A two year-long campaign from both sides culminates on September 18 when Scotland’s people vote whether they wish to remain part of the United Kingdom. If the “Yes” campaign wins, then Scotland will secede for the first time since joining the Union in 1707. If the “No” campaign wins, British Prime Minister David Cameron will still face scrutiny from rival politicians over how the vote got to be so close.
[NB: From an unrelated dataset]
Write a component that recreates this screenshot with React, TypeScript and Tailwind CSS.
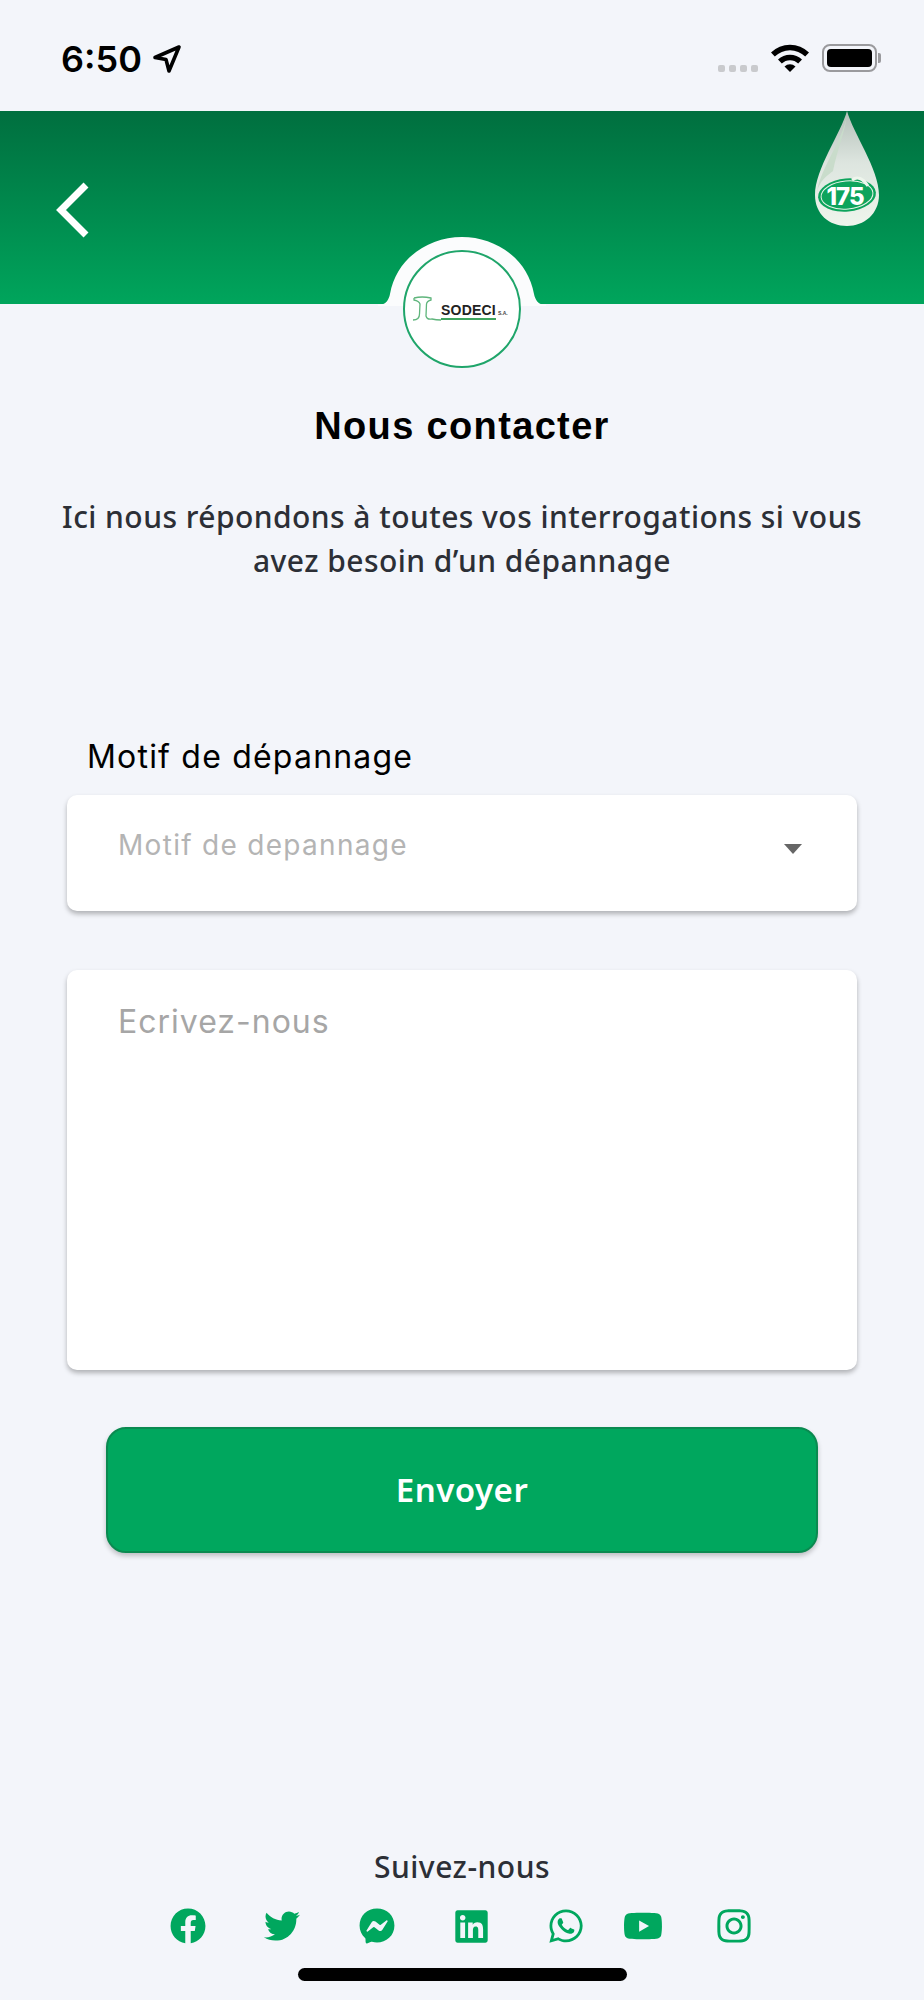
import { FaFacebook, FaTwitter, FaFacebookMessenger, FaLinkedin, FaWhatsapp, FaYoutube, FaInstagram } from "react-icons/fa";

function StatusBar() {
  return (
    <div className="flex h-[111px] items-start justify-between pl-[61px] pr-[43px]">
      <div className="mt-[37px] flex items-center">
        <span className="text-[36px] font-semibold leading-[44px] text-black [font-family:Inter,sans-serif]">6:50</span>
        <svg className="ml-[10px]" width="30" height="30" viewBox="0 0 30 30" fill="none">
          <path d="M27 3 L3 13.5 L14 15.5 L17 27 Z" stroke="#000" strokeWidth="3.6" strokeLinejoin="round" />
        </svg>
      </div>
      <div className="mt-[42px] flex items-start">
        <div className="mt-[23px] flex gap-[4px]">
          <span className="h-[7px] w-[7px] rounded-[2px] bg-[#c9cacd]" />
          <span className="h-[7px] w-[7px] rounded-[2px] bg-[#c9cacd]" />
          <span className="h-[7px] w-[7px] rounded-[2px] bg-[#c9cacd]" />
          <span className="h-[7px] w-[7px] rounded-[2px] bg-[#c9cacd]" />
        </div>
        <svg className="ml-[13px]" width="38" height="30" viewBox="0 0 38 30">
          <path d="M0 10.5 A27 27 0 0 1 38 10.5 L34.2 14.6 A21.6 21.6 0 0 0 3.8 14.6 Z" fill="#000" />
          <path d="M7 17.6 A17 17 0 0 1 31 17.6 L27.2 21.6 A11.5 11.5 0 0 0 10.8 21.6 Z" fill="#000" />
          <path d="M13.5 24.5 A8 8 0 0 1 24.5 24.5 L19 30 Z" fill="#000" />
        </svg>
        <div className="ml-[13px] mt-[2px] flex items-center">
          <div className="flex h-[28px] w-[55px] rounded-[8px] border-2 border-[#9a9a9d] p-[3px]">
            <div className="h-full w-full rounded-[4px] bg-black" />
          </div>
          <div className="ml-[1px] h-[10px] w-[3px] rounded-r-[2px] bg-[#9a9a9d]" />
        </div>
      </div>
    </div>
  );
}

function Drop() {
  return (
    <svg className="absolute left-[813px] top-0" width="68" height="116" viewBox="0 0 68 116">
      <defs>
        <linearGradient id="dropG" x1="0" y1="0" x2="0" y2="1">
          <stop offset="0" stopColor="#b4c0b9" />
          <stop offset="0.45" stopColor="#dde5df" />
          <stop offset="1" stopColor="#eef5ec" />
        </linearGradient>
      </defs>
      <path d="M34 0 C40 22 66 58 66 84 C66 103 51 115 34 115 C16 115 2 103 2 84 C2 58 28 22 34 0 Z" fill="url(#dropG)" />
      <path d="M34 4 C30 30 4 62 4 84 C4 70 18 62 20 60 C24 40 32 20 34 4 Z" fill="#c9dccb" />
      <ellipse cx="34" cy="84" rx="29" ry="16.5" fill="#0da45c" transform="rotate(-5 34 84)" />
      <ellipse cx="34" cy="84" rx="26" ry="14" fill="none" stroke="#e6f3e8" strokeWidth="1" transform="rotate(-5 34 84)" />
      <path d="M39 69 Q47 63 55 75" fill="none" stroke="#eef5ec" strokeWidth="3" />
      <text x="32" y="94" textAnchor="middle" fontSize="24" fontWeight="800" fill="#fff" fontFamily="Inter, sans-serif" letterSpacing="-1">175</text>
    </svg>
  );
}

function Logo() {
  return (
    <>
      <svg className="absolute left-[378px] top-[125px]" width="168" height="70" viewBox="0 0 168 70">
        <path d="M0 68.5 L3 68.5 C8 68.5 11 63 12 58 C18 23 50 1 84 1 C118 1 150 23 156 58 C157 63 160 68.5 165 68.5 L168 68.5 L168 70 L0 70 Z" fill="#fbfcfd" />
      </svg>
      <div className="absolute left-[403px] top-[139px] z-10 h-[118px] w-[118px] rounded-full border-2 border-[#1fa56a] bg-white">
        <svg className="absolute left-[6px] top-[43px]" width="32" height="28" viewBox="0 0 32 28" fill="none">
          <path d="M3 3 Q11 1 20 3 L20 5 Q16 6 15.5 9 L15 21 Q16 25 21 24 Q25 25 30 25 M3 3 L3 5 Q8 6 9 9 L8.5 19 Q8.5 25 2 25" stroke="#5fb57c" strokeWidth="1.3" />
        </svg>
        <span className="absolute left-[36px] top-[50px] text-[14px] font-bold leading-[16px] text-[#222] [font-family:'Liberation_Sans',sans-serif] tracking-[0.2px]">SODECI</span>
        <span className="absolute left-[93px] top-[58px] text-[5px] font-bold leading-[6px] text-[#444] [font-family:'Liberation_Sans',sans-serif]">S.A.</span>
        <div className="absolute left-[36px] top-[66px] h-[2px] w-[55px] bg-[#3fa55f]" />
      </div>
    </>
  );
}

export default function App() {
  return (
    <div className="flex h-[2000px] w-[924px] flex-col overflow-hidden bg-[#f3f5fa] [font-family:'Noto_Sans',sans-serif]">
      <StatusBar />
      <div className="relative h-[193px] shrink-0 bg-gradient-to-b from-[#006f3f] to-[#00a55c]">
        <svg className="absolute left-[53px] top-[70px]" width="38" height="58" viewBox="0 0 38 58" fill="none">
          <path d="M33 4 L8 29 L33 54" stroke="#fff" strokeWidth="7" />
        </svg>
        <Drop />
        <Logo />
      </div>

      <h1 className="mt-[98px] text-center text-[38px] font-bold leading-[48px] tracking-[1.35px] text-black [font-family:'Liberation_Sans',sans-serif]">Nous contacter</h1>

      <p className="mt-[45px] px-[40px] text-center text-[30px] font-medium leading-[44px] tracking-[0.45px] text-[#2c2f36]">
        Ici nous répondons à toutes vos interrogations si vous
        <br />
        avez besoin d’un dépannage
      </p>

      <div className="mt-[154px] px-[67px] [font-family:Inter,sans-serif]">
        <div className="pl-[20px] text-[32px] leading-[40px] tracking-[1.2px] text-black">Motif de dépannage</div>
        <div className="mt-[18px] flex h-[116px] items-start justify-between rounded-[10px] bg-white pl-[51px] pr-[55px] pt-[30px] shadow-[0_3px_5px_rgba(0,0,0,0.28)]">
          <span className="text-[28px] leading-[40px] tracking-[1.3px] text-[#b4b4b4]">Motif de depannage</span>
          <span className="mt-[19px] h-0 w-0 border-x-[9px] border-t-[10px] border-x-transparent border-t-[#666]" />
        </div>
        <div className="mt-[59px] h-[400px] rounded-[10px] bg-white pl-[51px] pt-[30px] shadow-[0_3px_5px_rgba(0,0,0,0.28)]">
          <span className="text-[32px] leading-[44px] tracking-[1px] text-[#a6a6a6]">Ecrivez-nous</span>
        </div>
      </div>

      <div className="mt-[57px] px-[106px]">
        <button className="flex h-[126px] w-full items-center justify-center rounded-[20px] border-2 border-[#0a8a50] bg-[#00a75e] text-[33px] font-semibold tracking-[0.5px] text-white shadow-[0_3px_5px_rgba(0,0,0,0.22)] [font-family:'Noto_Sans',sans-serif]">
          Envoyer
        </button>
      </div>

      <div className="mt-[294px] text-center text-[30px] font-medium leading-[40px] tracking-[0.5px] text-[#2c2f36]">Suivez-nous</div>

      <div className="mt-[20px] flex h-[38px] items-center pl-[170px] text-[#00a75e]">
        <FaFacebook size={36} />
        <FaTwitter size={36} className="ml-[58px]" />
        <FaFacebookMessenger size={36} className="ml-[59px]" />
        <FaLinkedin size={37} className="ml-[58px]" />
        <FaWhatsapp size={38} className="ml-[57px]" />
        <FaYoutube size={40} className="ml-[38px]" />
        <FaInstagram size={38} className="ml-[52px]" />
      </div>

      <div className="mx-auto mt-[23px] h-[13px] w-[329px] rounded-full bg-black" />
    </div>
  );
}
Here’s what you need to know:
1. The Voting Ends at 10 P.M. Scottish Time
That’s 5 p.m. Eastern time. Since the wee morning hours, thousands of voters have been turning out and lining up on the streets of Scottish cities and towns. A record turn-out is expected. Among the electorate for the first time are voters of ages 16 and 17. For the referendum, 97 percent of the population of Scotland are registered to vote. Around 80% of those are expected to cast their ballot. Meanwhile, English people, many of whom have campaigned passionately for a ‘No’ vote, can just sit back and watch.
2. Results Will Be in Tomorrow Around 7 A.M. Scottish Time
Initial results in the voting are expected around 7 a.m. Scottish time, or 2 a.m. Eastern time. Opinion polls are close, disputed and inconsistent. The day before the vote, the “Yes” vote was slightly ahead in the polling.
3. If ‘Yes’ Wins, Alex Salmond Will Be the Scottish Prime Minister
As the Scottish first minister, and leader of the Scottish National Party, Alex Salmond, will be the leader of a new and independent Scotland. Even if a “No” vote prevails, Salmond has said that he will not step down as leader of the SNP.
4. Salmond Wants to Evict Nuclear Submarines
According to the “Yes” campaign website, if independence is won, over a 10-year period Scotland will develop its own army. The same article adds:
There is a general consensus in Scotland against the presence of nuclear weapons here because they are immoral, they are incredibly expensive and almost useless in terms of protecting us against the most significant threats to our national security.
It would leave David Cameron with a problem about where to store the nuclear weaponry because, according to Stars and Stripes:
Britain has no existing infrastructure capable of meeting the security requirements for hosting nuclear warheads and the submarines that can fire them except for the Scottish base in Faslane, experts say.
5. Andy Murray Has Come Out for a ‘Yes’ Vote
Huge day for Scotland today! no campaign negativity last few days totally swayed my view on it. excited to see the outcome. lets do this!
— Andy Murray (@andy_murray) September 18, 2014
Unlike many Scottish celebrities, tennis star Andy Murray is pulling for a “Yes” vote. He joins others such as actors Sean Connery and Brian Cox in wanting Scotland to become independent. Whereas others, such as former premier Gordon Brown and Manchester United legend Sir Alex Ferguson, are pulling for the “No” ticket.